Embracing technology and new ways to educate is critical

‘You’ll never know everything about anything, especially something you love.’
– Julia Child

Education for architecture students does not start in Freshers’ week, or stop at qualification. It’s time to look again at how our interaction with the changing built environment could offer lifelong learning opportunities.

I was encouraged from my first moments to look and draw, visit and absorb buildings, galleries and historic places around Europe. My vantage point was from the back of my Dad’s old Rover, piled in with siblings, picnic and the dog (not called Rover). Others less fortunate need great teachers to fully see and interact with the world they look at every day.

However, damp, deteriorating school buildings cannot encourage a pupil’s respect for, or interaction with their surroundings. The RIBA’s latest report, Better Spaces for Learning, is a timely cry for government to understand the impact of poor school environments on educational outcomes, to use smarter design and drive up derived value by reviewed procurement, to ensure all children have the start they need in life. This convincing evidence-based research demonstrates the impact of well-designed school buildings on student behaviour, engagement and – crucially – attainment. I am delighted so many members have been involved in this work.

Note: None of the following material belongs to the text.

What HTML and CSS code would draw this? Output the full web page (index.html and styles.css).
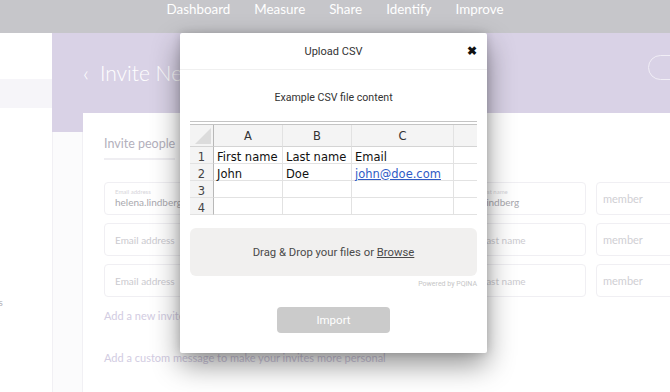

School buildings matter, but the curriculum must include an engaging introduction to the built environment. RIBA Learning starts to address this with its creative school education programmes and adult workshops, drawing on collections in our architectural library, and developing activities that span arts, science and heritage. Please get in touch if you’d like to join the architects and students who support this work with their own local schools, as RIBA Architecture Ambassadors.

Practices need to play their part, and benefit from their young employees’ technical abilities – or frankly be left out of touch

Today’s children are our future built ­environment leaders, governors, professionals and clients, and need to absorb and adapt to a fast pace of technological change as they develop.  Students of architecture rely on their schooling, and then academia, to develop sensitive approaches, sustainable knowledge and contextual skills. They will need an appreciation of the benefits of evidence-based practice, and guidance on how to steer their career path within the emerging ethical, social and economic context of a global profession. While leadership and drive for this can come from the Institute, the full picture cannot be conveyed to students by the school curriculum or schools of architecture alone. Practices need to play their part, and benefit from their young employees’ technical abilities – or frankly be left out of touch.

As the cost of architectural education spirals, earn-as-you-learn will become more attractive and involve much more input from practices. RIBA Studio (formerly the RIBA Examination in Architecture for Office-Based Candidates) remains the only distance learning, truly cost-effective UK programme in architecture delivering both part 1 and part 2 qualifications, although new alternative programmes are emerging including those at Sheffield, Reading and LSA.

Students and practitioners at all stages in their career however need to acquire the mental dexterity to tackle a new and dynamic mix of virtual, bio or nano elements, and to balance this against the constraints of our historic fabric, reducing resources and a global outlook. As engines of a new architectural future, the schools need to redefine their purpose to prepare future professionals, re-train current practitioners, and re-educate and re-connect with those many active third-age professionals who have so much to contribute.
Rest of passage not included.